Cornerback is another need for this team. I have been a strong proponent of bringing Brent Grimes back all year. Of course part of that decision is also Brent’s to make. I watch him in the locker room, watch how he practices and overall demeanor and really like him. And I didn’t see any drop off in talent this year. Eventually it will happen, but he is a proven player. We have seen the difficulty many rookie corners have in being impact players, so while I still say you draft one, why not try and keep a known commodity like Grimes for at least another year?

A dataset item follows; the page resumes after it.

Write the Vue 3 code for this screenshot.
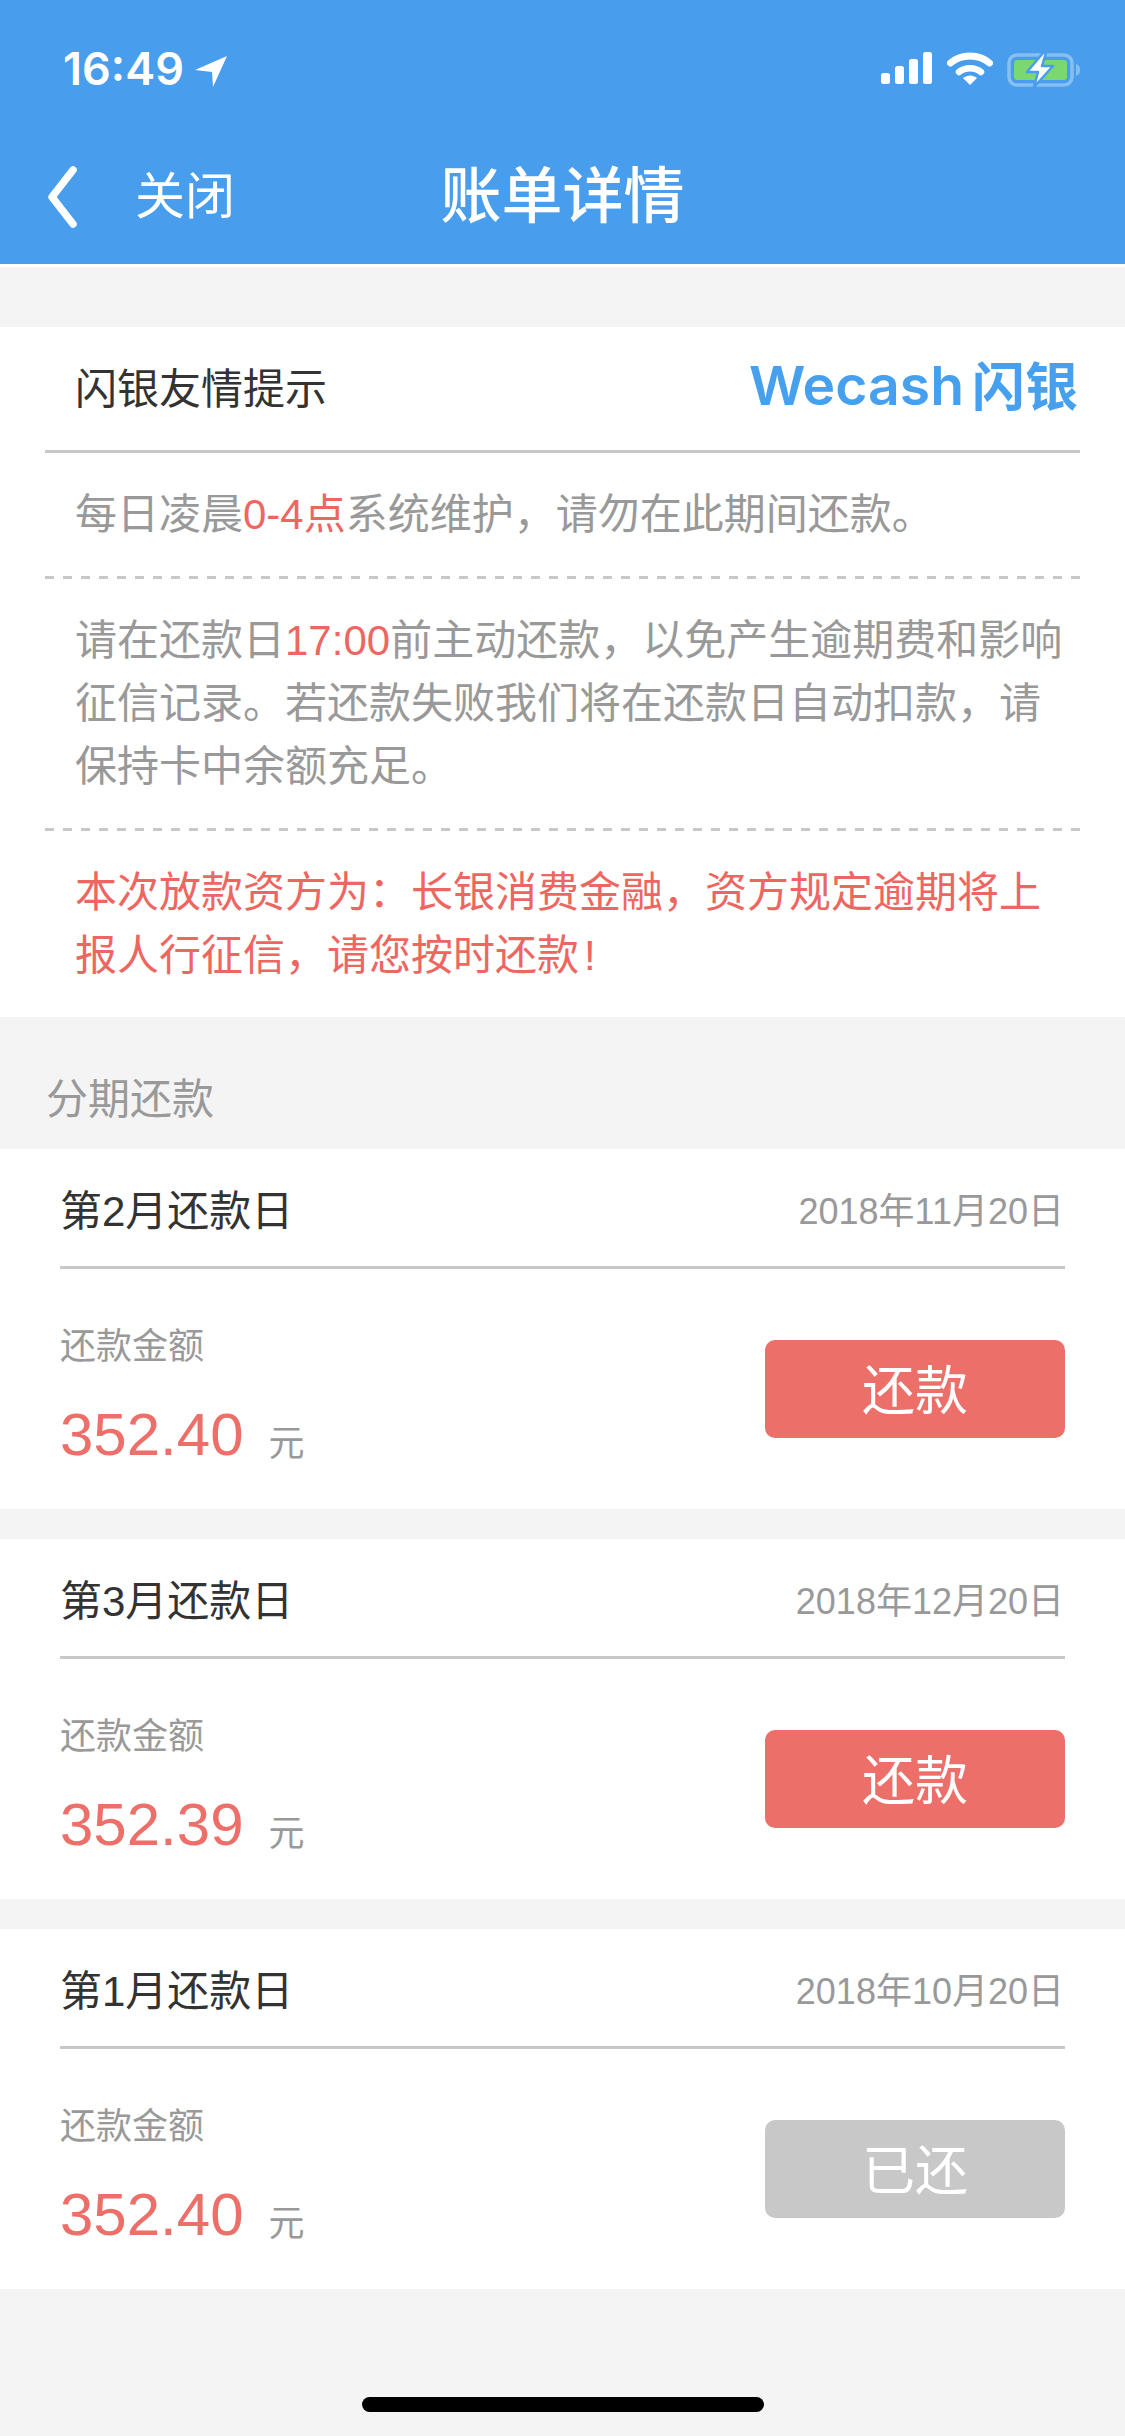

I would like to see the Bucs address the running back position in free agency, in order to concentrate more on defense in the draft. Now I am not one of those who de-values running backs like some do. I think an impact running back is important, and while I like what Peyton Barber has done when given the opportunity, I am not 100 percent sold on him being the long-term answer. That doesn’t mean he can’t be productive, I just don’t see a 1,300 yard rusher. Yet.
However, I think the focus this offseason and draft should be defense almost strictly. Even over improving the offensive line. It wouldn’t bother me one bit for the Bucs to use every draft pick on defense next April.
I picked this team to go 12-4 in 2017. I was just a tad off. I bought the hype, and wasn’t expecting the rash of injuries or the regression on defense. I won’t be picking them to be 12-4 again anytime soon. However this team is better than 5-11. Now they need to rebuild a pass rush, hope the injury bug doesn’t kick them in the rear again next year, and pray Jameis Winston doesn’t star the season on the suspended list.